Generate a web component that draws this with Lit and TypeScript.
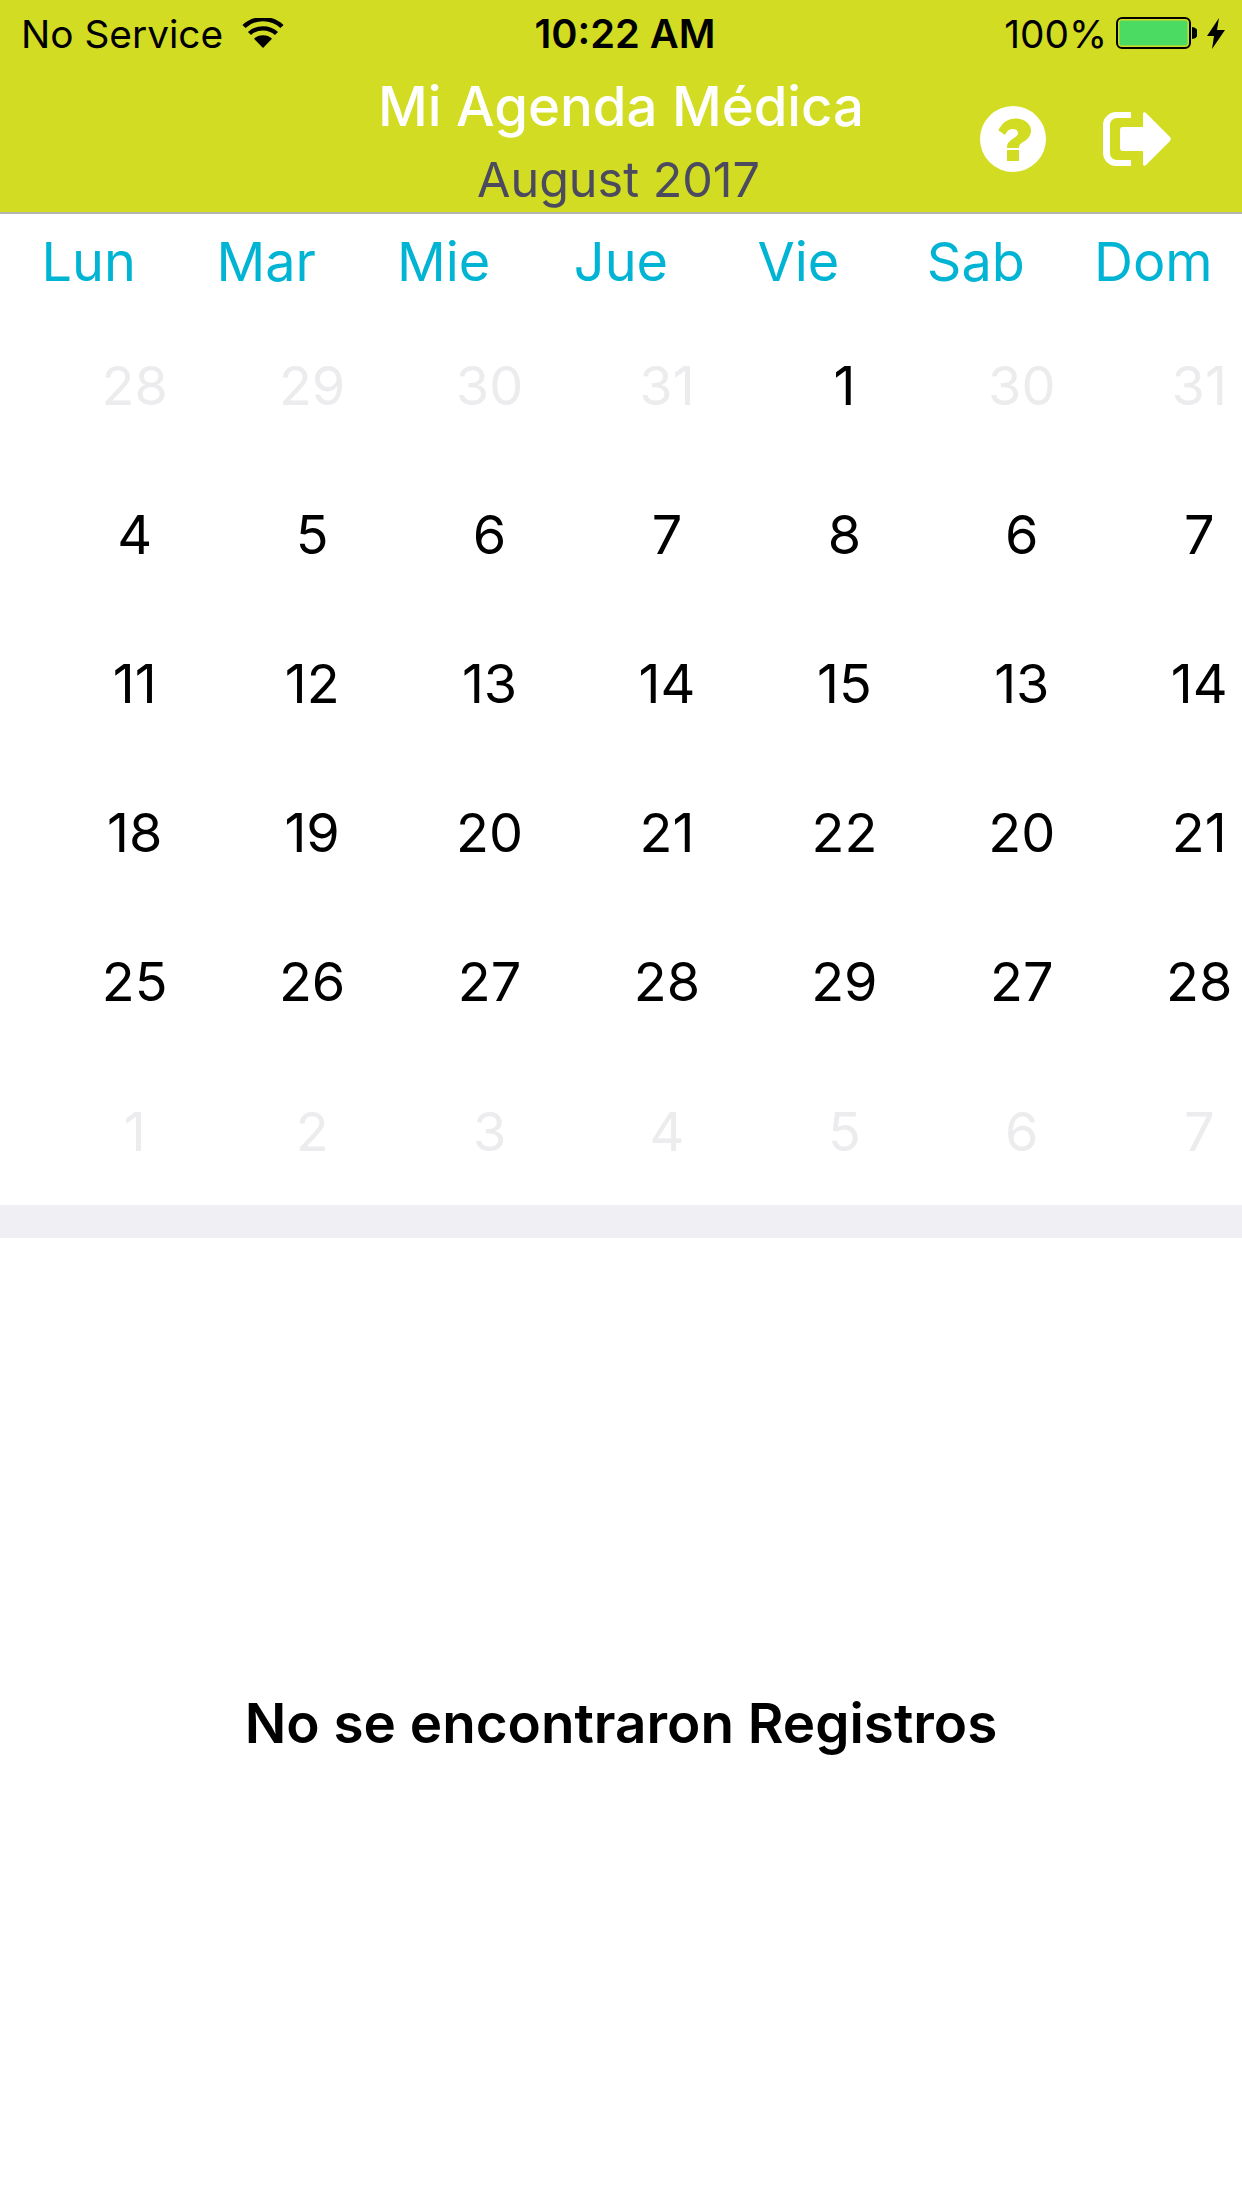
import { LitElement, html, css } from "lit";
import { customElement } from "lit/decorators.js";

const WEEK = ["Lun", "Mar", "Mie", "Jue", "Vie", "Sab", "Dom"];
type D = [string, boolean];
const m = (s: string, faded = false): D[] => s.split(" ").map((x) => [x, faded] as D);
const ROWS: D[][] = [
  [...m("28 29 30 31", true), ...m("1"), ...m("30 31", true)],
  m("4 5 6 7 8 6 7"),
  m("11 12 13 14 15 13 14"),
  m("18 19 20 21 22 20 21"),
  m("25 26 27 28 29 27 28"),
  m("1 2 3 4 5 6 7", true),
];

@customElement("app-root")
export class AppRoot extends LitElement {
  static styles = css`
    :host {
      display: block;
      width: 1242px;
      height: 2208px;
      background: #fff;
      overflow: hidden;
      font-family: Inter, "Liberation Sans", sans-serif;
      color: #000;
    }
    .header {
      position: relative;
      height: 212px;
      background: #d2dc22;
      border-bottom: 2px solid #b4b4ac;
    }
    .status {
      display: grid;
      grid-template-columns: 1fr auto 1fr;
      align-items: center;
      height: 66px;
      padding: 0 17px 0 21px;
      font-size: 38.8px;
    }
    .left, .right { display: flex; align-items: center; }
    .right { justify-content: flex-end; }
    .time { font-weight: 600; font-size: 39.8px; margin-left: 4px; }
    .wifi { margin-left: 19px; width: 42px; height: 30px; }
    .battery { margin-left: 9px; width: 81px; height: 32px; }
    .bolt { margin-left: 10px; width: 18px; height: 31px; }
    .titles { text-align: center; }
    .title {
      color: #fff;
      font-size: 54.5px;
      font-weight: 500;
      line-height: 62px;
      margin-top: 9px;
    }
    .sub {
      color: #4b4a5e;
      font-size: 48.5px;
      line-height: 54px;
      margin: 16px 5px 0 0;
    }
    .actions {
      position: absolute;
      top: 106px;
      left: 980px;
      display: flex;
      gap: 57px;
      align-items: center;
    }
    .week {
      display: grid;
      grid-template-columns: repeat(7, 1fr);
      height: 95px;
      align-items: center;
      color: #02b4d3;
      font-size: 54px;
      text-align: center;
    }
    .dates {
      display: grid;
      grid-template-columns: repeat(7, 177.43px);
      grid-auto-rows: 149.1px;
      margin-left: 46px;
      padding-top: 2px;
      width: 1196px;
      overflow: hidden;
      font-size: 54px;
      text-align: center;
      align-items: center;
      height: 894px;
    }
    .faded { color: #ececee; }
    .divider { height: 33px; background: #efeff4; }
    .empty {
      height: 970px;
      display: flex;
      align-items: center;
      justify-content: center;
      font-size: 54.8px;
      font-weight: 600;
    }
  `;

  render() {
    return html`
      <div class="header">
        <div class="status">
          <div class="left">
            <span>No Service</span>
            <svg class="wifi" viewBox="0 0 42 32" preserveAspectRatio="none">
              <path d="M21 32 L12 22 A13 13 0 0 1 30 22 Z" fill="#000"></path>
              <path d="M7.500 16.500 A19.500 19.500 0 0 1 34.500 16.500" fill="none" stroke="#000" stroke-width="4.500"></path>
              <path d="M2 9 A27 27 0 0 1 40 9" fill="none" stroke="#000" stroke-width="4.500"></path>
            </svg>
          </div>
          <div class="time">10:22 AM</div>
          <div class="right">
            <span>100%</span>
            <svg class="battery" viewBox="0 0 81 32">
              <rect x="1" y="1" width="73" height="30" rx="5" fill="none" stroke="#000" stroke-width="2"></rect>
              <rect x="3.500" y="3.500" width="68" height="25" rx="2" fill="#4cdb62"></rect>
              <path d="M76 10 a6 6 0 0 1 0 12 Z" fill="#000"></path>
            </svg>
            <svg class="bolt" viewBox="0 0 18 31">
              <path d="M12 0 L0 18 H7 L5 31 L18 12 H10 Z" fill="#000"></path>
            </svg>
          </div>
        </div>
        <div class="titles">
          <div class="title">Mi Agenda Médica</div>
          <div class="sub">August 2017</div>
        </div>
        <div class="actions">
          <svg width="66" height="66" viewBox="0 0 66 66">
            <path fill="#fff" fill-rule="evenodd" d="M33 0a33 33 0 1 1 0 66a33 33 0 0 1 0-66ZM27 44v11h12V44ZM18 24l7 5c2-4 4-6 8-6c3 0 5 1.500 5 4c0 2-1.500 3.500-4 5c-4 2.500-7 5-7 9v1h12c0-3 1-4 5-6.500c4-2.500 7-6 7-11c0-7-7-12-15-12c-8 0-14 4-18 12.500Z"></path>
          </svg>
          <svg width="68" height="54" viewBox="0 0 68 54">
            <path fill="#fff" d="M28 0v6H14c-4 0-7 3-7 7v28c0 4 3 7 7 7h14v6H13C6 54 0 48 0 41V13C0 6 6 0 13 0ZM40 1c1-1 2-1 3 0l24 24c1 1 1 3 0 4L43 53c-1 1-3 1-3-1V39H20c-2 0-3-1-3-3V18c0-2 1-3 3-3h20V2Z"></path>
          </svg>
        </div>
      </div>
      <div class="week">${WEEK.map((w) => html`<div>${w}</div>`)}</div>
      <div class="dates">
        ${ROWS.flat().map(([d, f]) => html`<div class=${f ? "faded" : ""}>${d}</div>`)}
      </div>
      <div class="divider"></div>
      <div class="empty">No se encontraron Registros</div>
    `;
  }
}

What needs to be done: Transcribe each line above verbatim, with the pictures left out.

Output for this exercise:
Generate a web component that draws this with Lit and TypeScript.
import { LitElement, html, css } from "lit";
import { customElement } from "lit/decorators.js";

const WEEK = ["Lun", "Mar", "Mie", "Jue", "Vie", "Sab", "Dom"];
type D = [string, boolean];
const m = (s: string, faded = false): D[] => s.split(" ").map((x) => [x, faded] as D);
const ROWS: D[][] = [
  [...m("28 29 30 31", true), ...m("1"), ...m("30 31", true)],
  m("4 5 6 7 8 6 7"),
  m("11 12 13 14 15 13 14"),
  m("18 19 20 21 22 20 21"),
  m("25 26 27 28 29 27 28"),
  m("1 2 3 4 5 6 7", true),
];

@customElement("app-root")
export class AppRoot extends LitElement {
  static styles = css`
    :host {
      display: block;
      width: 1242px;
      height: 2208px;
      background: #fff;
      overflow: hidden;
      font-family: Inter, "Liberation Sans", sans-serif;
      color: #000;
    }
    .header {
      position: relative;
      height: 212px;
      background: #d2dc22;
      border-bottom: 2px solid #b4b4ac;
    }
    .status {
      display: grid;
      grid-template-columns: 1fr auto 1fr;
      align-items: center;
      height: 66px;
      padding: 0 17px 0 21px;
      font-size: 38.8px;
    }
    .left, .right { display: flex; align-items: center; }
    .right { justify-content: flex-end; }
    .time { font-weight: 600; font-size: 39.8px; margin-left: 4px; }
    .wifi { margin-left: 19px; width: 42px; height: 30px; }
    .battery { margin-left: 9px; width: 81px; height: 32px; }
    .bolt { margin-left: 10px; width: 18px; height: 31px; }
    .titles { text-align: center; }
    .title {
      color: #fff;
      font-size: 54.5px;
      font-weight: 500;
      line-height: 62px;
      margin-top: 9px;
    }
    .sub {
      color: #4b4a5e;
      font-size: 48.5px;
      line-height: 54px;
      margin: 16px 5px 0 0;
    }
    .actions {
      position: absolute;
      top: 106px;
      left: 980px;
      display: flex;
      gap: 57px;
      align-items: center;
    }
    .week {
      display: grid;
      grid-template-columns: repeat(7, 1fr);
      height: 95px;
      align-items: center;
      color: #02b4d3;
      font-size: 54px;
      text-align: center;
    }
    .dates {
      display: grid;
      grid-template-columns: repeat(7, 177.43px);
      grid-auto-rows: 149.1px;
      margin-left: 46px;
      padding-top: 2px;
      width: 1196px;
      overflow: hidden;
      font-size: 54px;
      text-align: center;
      align-items: center;
      height: 894px;
    }
    .faded { color: #ececee; }
    .divider { height: 33px; background: #efeff4; }
    .empty {
      height: 970px;
      display: flex;
      align-items: center;
      justify-content: center;
      font-size: 54.8px;
      font-weight: 600;
    }
  `;

  render() {
    return html`
      <div class="header">
        <div class="status">
          <div class="left">
            <span>No Service</span>
            <svg class="wifi" viewBox="0 0 42 32" preserveAspectRatio="none">
              <path d="M21 32 L12 22 A13 13 0 0 1 30 22 Z" fill="#000"></path>
              <path d="M7.500 16.500 A19.500 19.500 0 0 1 34.500 16.500" fill="none" stroke="#000" stroke-width="4.500"></path>
              <path d="M2 9 A27 27 0 0 1 40 9" fill="none" stroke="#000" stroke-width="4.500"></path>
            </svg>
          </div>
          <div class="time">10:22 AM</div>
          <div class="right">
            <span>100%</span>
            <svg class="battery" viewBox="0 0 81 32">
              <rect x="1" y="1" width="73" height="30" rx="5" fill="none" stroke="#000" stroke-width="2"></rect>
              <rect x="3.500" y="3.500" width="68" height="25" rx="2" fill="#4cdb62"></rect>
              <path d="M76 10 a6 6 0 0 1 0 12 Z" fill="#000"></path>
            </svg>
            <svg class="bolt" viewBox="0 0 18 31">
              <path d="M12 0 L0 18 H7 L5 31 L18 12 H10 Z" fill="#000"></path>
            </svg>
          </div>
        </div>
        <div class="titles">
          <div class="title">Mi Agenda Médica</div>
          <div class="sub">August 2017</div>
        </div>
        <div class="actions">
          <svg width="66" height="66" viewBox="0 0 66 66">
            <path fill="#fff" fill-rule="evenodd" d="M33 0a33 33 0 1 1 0 66a33 33 0 0 1 0-66ZM27 44v11h12V44ZM18 24l7 5c2-4 4-6 8-6c3 0 5 1.500 5 4c0 2-1.500 3.500-4 5c-4 2.500-7 5-7 9v1h12c0-3 1-4 5-6.500c4-2.500 7-6 7-11c0-7-7-12-15-12c-8 0-14 4-18 12.500Z"></path>
          </svg>
          <svg width="68" height="54" viewBox="0 0 68 54">
            <path fill="#fff" d="M28 0v6H14c-4 0-7 3-7 7v28c0 4 3 7 7 7h14v6H13C6 54 0 48 0 41V13C0 6 6 0 13 0ZM40 1c1-1 2-1 3 0l24 24c1 1 1 3 0 4L43 53c-1 1-3 1-3-1V39H20c-2 0-3-1-3-3V18c0-2 1-3 3-3h20V2Z"></path>
          </svg>
        </div>
      </div>
      <div class="week">${WEEK.map((w) => html`<div>${w}</div>`)}</div>
      <div class="dates">
        ${ROWS.flat().map(([d, f]) => html`<div class=${f ? "faded" : ""}>${d}</div>`)}
      </div>
      <div class="divider"></div>
      <div class="empty">No se encontraron Registros</div>
    `;
  }
}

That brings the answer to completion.